Tuesday, April 28, 2009

Accountability

Today I had a long conversation after school with Collegekid. All day we acted like nothing had happened between us, but I could tell she was more on edge today and less chatty with the students, as well as with me. I was fine with that. I awoke this morning and said more than one prayer, so I knew God had it all under control.
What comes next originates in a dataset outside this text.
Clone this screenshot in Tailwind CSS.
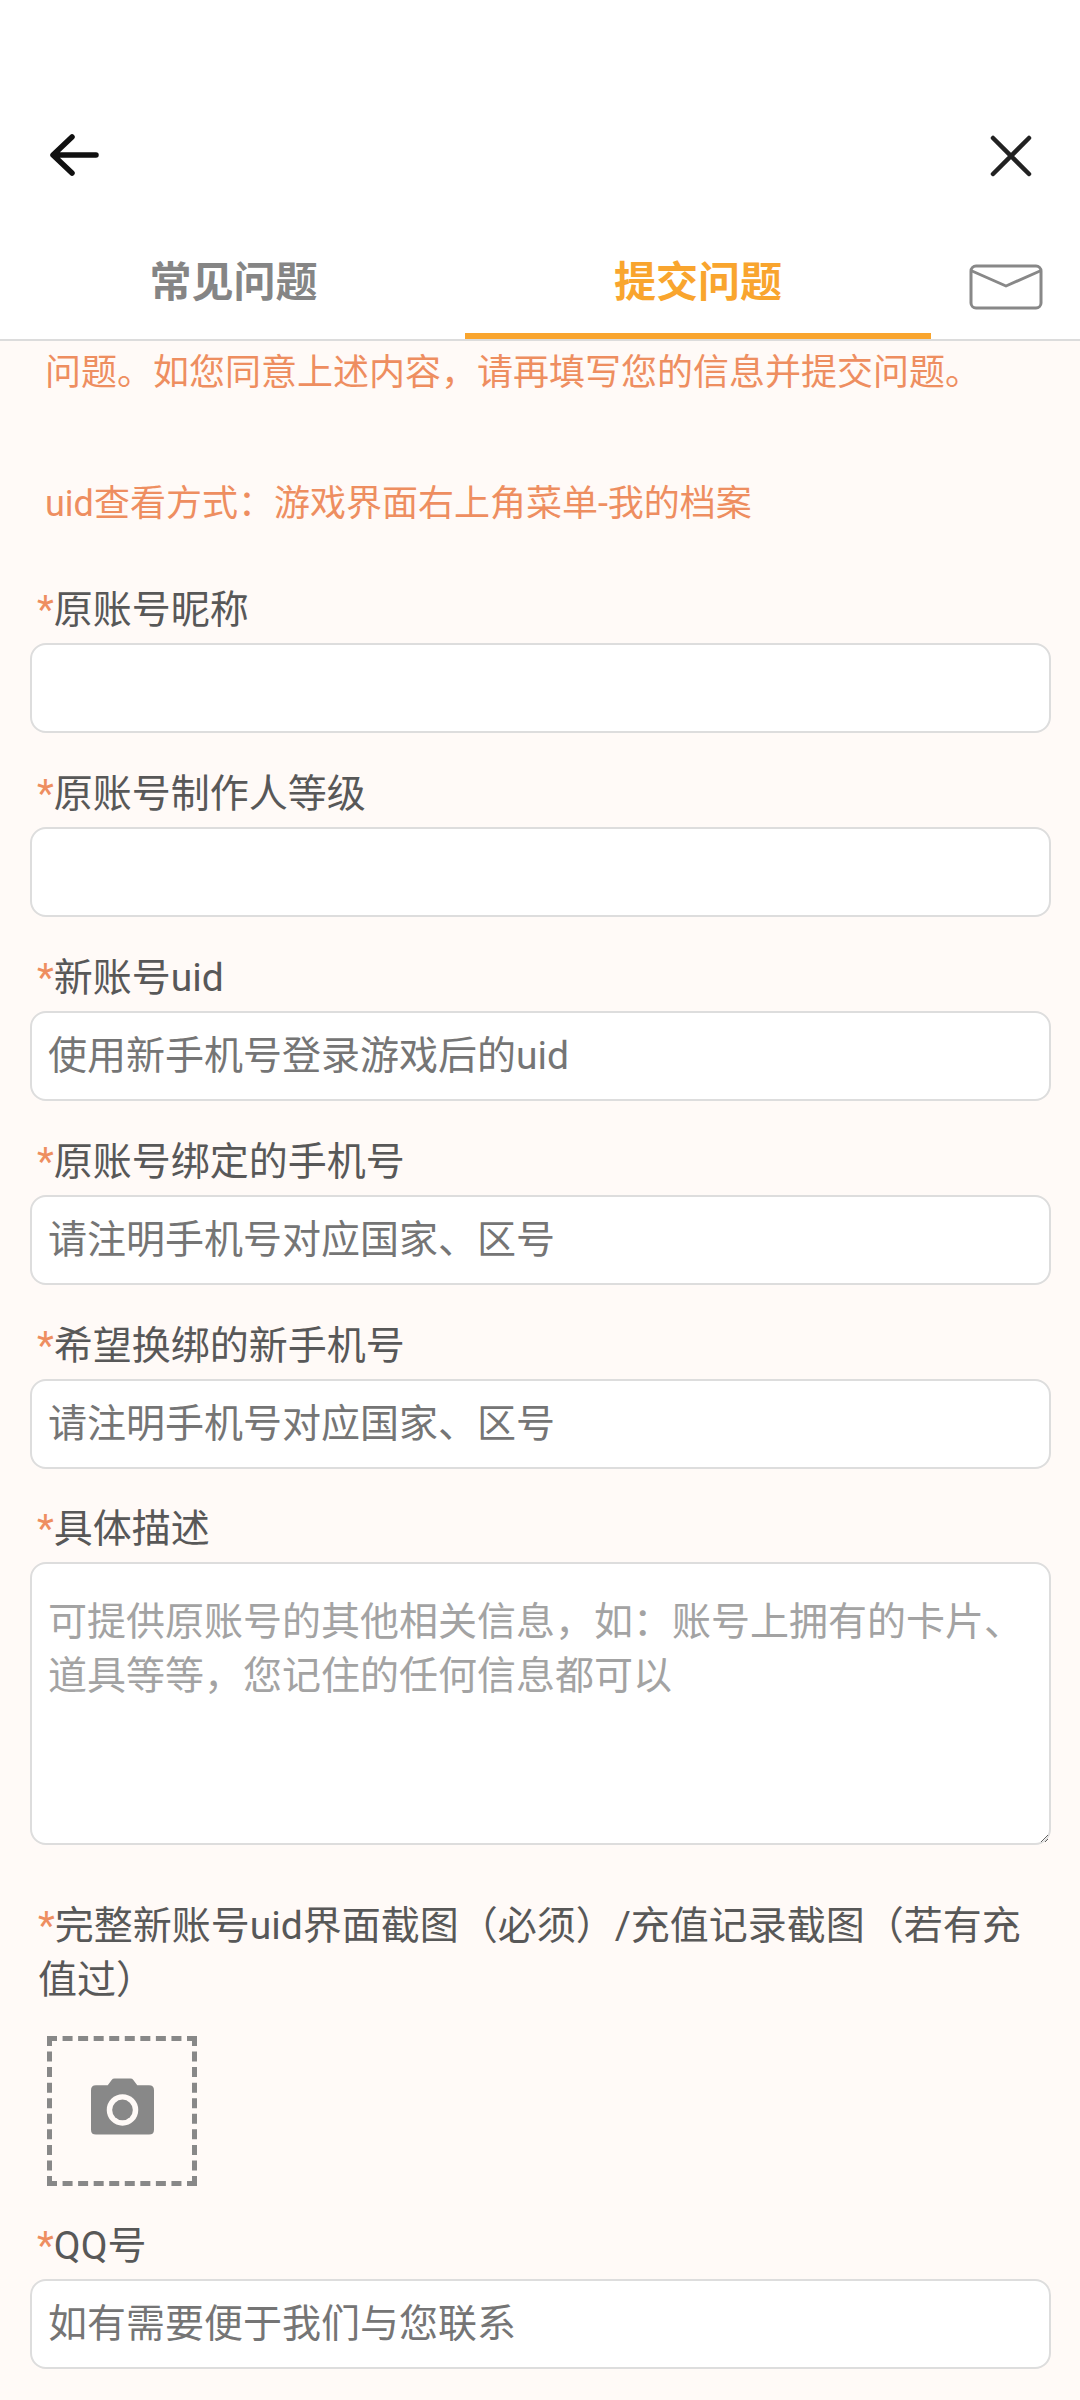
<!DOCTYPE html>
<html lang="zh">
  <head>
    <meta charset="UTF-8" />
    <meta name="viewport" content="width=device-width, initial-scale=1.0" />
    <script src="https://cdn.jsdelivr.net/npm/@tailwindcss/browser@4"></script>
    <title>提交问题</title>
  </head>
  <body class="h-[2400px] overflow-hidden bg-[#fffaf7] font-['Roboto','Noto_Sans_CJK_SC',sans-serif]">
    <!-- header -->
    <header class="bg-white">
      <div class="flex h-[220px] items-start justify-between pt-[130px] pr-[48px] pl-[48px]">
        <svg class="h-[50px] w-[54px]" viewBox="0 0 54 50" fill="none" stroke="#111" stroke-width="5.500" stroke-linecap="round" stroke-linejoin="round">
          <path d="M48 25H6M24 7 5 25l19 18" />
        </svg>
        <svg class="mt-[5px] h-[42px] w-[42px]" viewBox="0 0 42 42" fill="none" stroke="#222" stroke-width="4.500" stroke-linecap="round">
          <path d="M3 3l36 36M39 3 3 39" />
        </svg>
      </div>
      <!-- tabs -->
      <div class="relative flex h-[121px] border-b-2 border-[#dcdcdc]">
        <div class="w-[465px] pt-[33px] pl-[2px] text-center text-[42px] leading-[60px] font-bold text-[#858585]">常见问题</div>
        <div class="h-[119px] w-[466px] border-b-[6px] border-[#f9a52e] pt-[33px] text-center text-[42px] leading-[60px] font-bold text-[#f9a52e]">提交问题</div>
        <svg class="absolute top-[44px] left-[969px] h-[46px] w-[74px]" viewBox="0 0 74 46" fill="none" stroke="#888" stroke-width="3" stroke-linecap="round" stroke-linejoin="round">
          <rect x="2" y="2" width="70" height="42" rx="5" />
          <path d="M3 7l34 15L71 7" />
        </svg>
      </div>
    </header>

    <main class="px-[30px] text-[39px] leading-[54px] text-[#585858]">
      <p class="mt-[5px] pl-[15px] text-[36px] text-[#ee8e60]">问题。如您同意上述内容&#xFF0C;请再填写您的信息并提交问题。</p>
      <p class="mt-[77px] pl-[15px] text-[36px] text-[#ee8e60]">uid查看方式&#xFF1A;游戏界面右上角菜单-我的档案</p>

      <form class="mt-[52px]">
        <label class="block pl-[7px]"><span class="text-[#ee8e60]">*</span>原账号昵称</label>
        <input class="mt-[6px] block h-[90px] w-[1021px] rounded-[16px] border-2 border-[#dddddd] bg-white px-[16px]" />

        <label class="mt-[34px] block pl-[7px]"><span class="text-[#ee8e60]">*</span>原账号制作人等级</label>
        <input class="mt-[6px] block h-[90px] w-[1021px] rounded-[16px] border-2 border-[#dddddd] bg-white px-[16px]" />

        <label class="mt-[34px] block pl-[7px]"><span class="text-[#ee8e60]">*</span>新账号uid</label>
        <input class="mt-[6px] block h-[90px] w-[1021px] rounded-[16px] border-2 border-[#dddddd] bg-white px-[16px] placeholder:text-[#757575]" placeholder="使用新手机号登录游戏后的uid" />

        <label class="mt-[34px] block pl-[7px]"><span class="text-[#ee8e60]">*</span>原账号绑定的手机号</label>
        <input class="mt-[6px] block h-[90px] w-[1021px] rounded-[16px] border-2 border-[#dddddd] bg-white px-[16px] placeholder:text-[#757575]" placeholder="请注明手机号对应国家、区号" />

        <label class="mt-[34px] block pl-[7px]"><span class="text-[#ee8e60]">*</span>希望换绑的新手机号</label>
        <input class="mt-[6px] block h-[90px] w-[1021px] rounded-[16px] border-2 border-[#dddddd] bg-white px-[16px] placeholder:text-[#757575]" placeholder="请注明手机号对应国家、区号" />

        <label class="mt-[33px] block pl-[7px]"><span class="text-[#ee8e60]">*</span>具体描述</label>
        <textarea class="mt-[6px] block h-[283px] w-[1021px] rounded-[16px] border-2 border-[#dddddd] bg-white px-[16px] pt-[31px] placeholder:text-[#a3a3a3]" placeholder="可提供原账号的其他相关信息&#xFF0C;如&#xFF1A;账号上拥有的卡片、道具等等&#xFF0C;您记住的任何信息都可以"></textarea>

        <label class="mt-[54px] block w-[1021px] pl-[8px]"><span class="text-[#ee8e60]">*</span>完整新账号uid界面截图&#xFF08;必须&#xFF09;/充值记录截图&#xFF08;若有充值过&#xFF09;</label>
        <div class="mt-[29px] ml-[17px] flex h-[150px] w-[150px] items-center justify-center border-[5px] border-dashed border-[#888]">
          <svg class="mb-[10px] h-[57px] w-[63px]" viewBox="0 0 64 57">
            <path fill="#888" fill-rule="evenodd" d="M24 0h16q2 0 3 1.500L47 7h12q5 0 5 5v40q0 5-5 5H5q-5 0-5-5V12q0-5 5-5h12l4-5.500Q22 0 24 0Z" />
            <circle cx="32" cy="32" r="16" fill="#fffaf7" />
            <circle cx="32" cy="32" r="10.500" fill="#888" />
          </svg>
        </div>

        <label class="mt-[33px] block pl-[7px]"><span class="text-[#ee8e60]">*</span>QQ号</label>
        <input class="mt-[6px] block h-[90px] w-[1021px] rounded-[16px] border-2 border-[#dddddd] bg-white px-[16px] placeholder:text-[#757575]" placeholder="如有需要便于我们与您联系" />
      </form>
    </main>
  </body>
</html>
So after school I sat down with her to go through her evaluation line by line and then talked to her about last Thursday's events. I could tell she was surprised by what I had to say. I went through my side of the events, and then let her state her side of things, just like I do in my classroom. (She went through a lot of tissues as we talked.) I was surprised when she said, "I think you're all making a bigger deal out of this than there should be." I just looked at her. Once again, I stated my side and she stated, "Well, it was upside down on your desk and I could see through it and I saw that you gave me a 5, and I never expected a 5 (5 is good here, by the way), so I wanted to see what it was in." I just looked at her. Amazing. She said it isn't a big deal, and that she wasn't unethical. I was puzzled, and honestly got more frustrated by the minute. In the end, she signed her evaluation, and left. I sat there thinking, "And she is going to be responsible for being a role model for the next generation...what a scary thing..."

I realize she's a broken vessel, and her story isn't different from my own 4th graders in my classroom. She's a wounded bird that shows the wear and tear on her emotional state just in her eyes. She is trying to make a difference, and honestly I think she's trying her best.

Honestly, I think that sometimes a person's best isn't good enough. For example, my best at singing a solo in front of the church would be embarrassing for everyone involved...(no joke!) and I think in this case, perhaps her best wouldn't be enough to do this job. I don't know.

I do know that my attempt at holding her accountable wasn't received. However, tonight as I lay my head down to sleep, I can tell God I did my best in this situation. And really, that's all that matters, isn't it?

Hum...
Life.
Is.
Good.

1 comment:

Ms. H said...

You're absolutely right. It IS all about doing your best in any situation.

You did the right thing....and she will "get" the message in time. Good for you!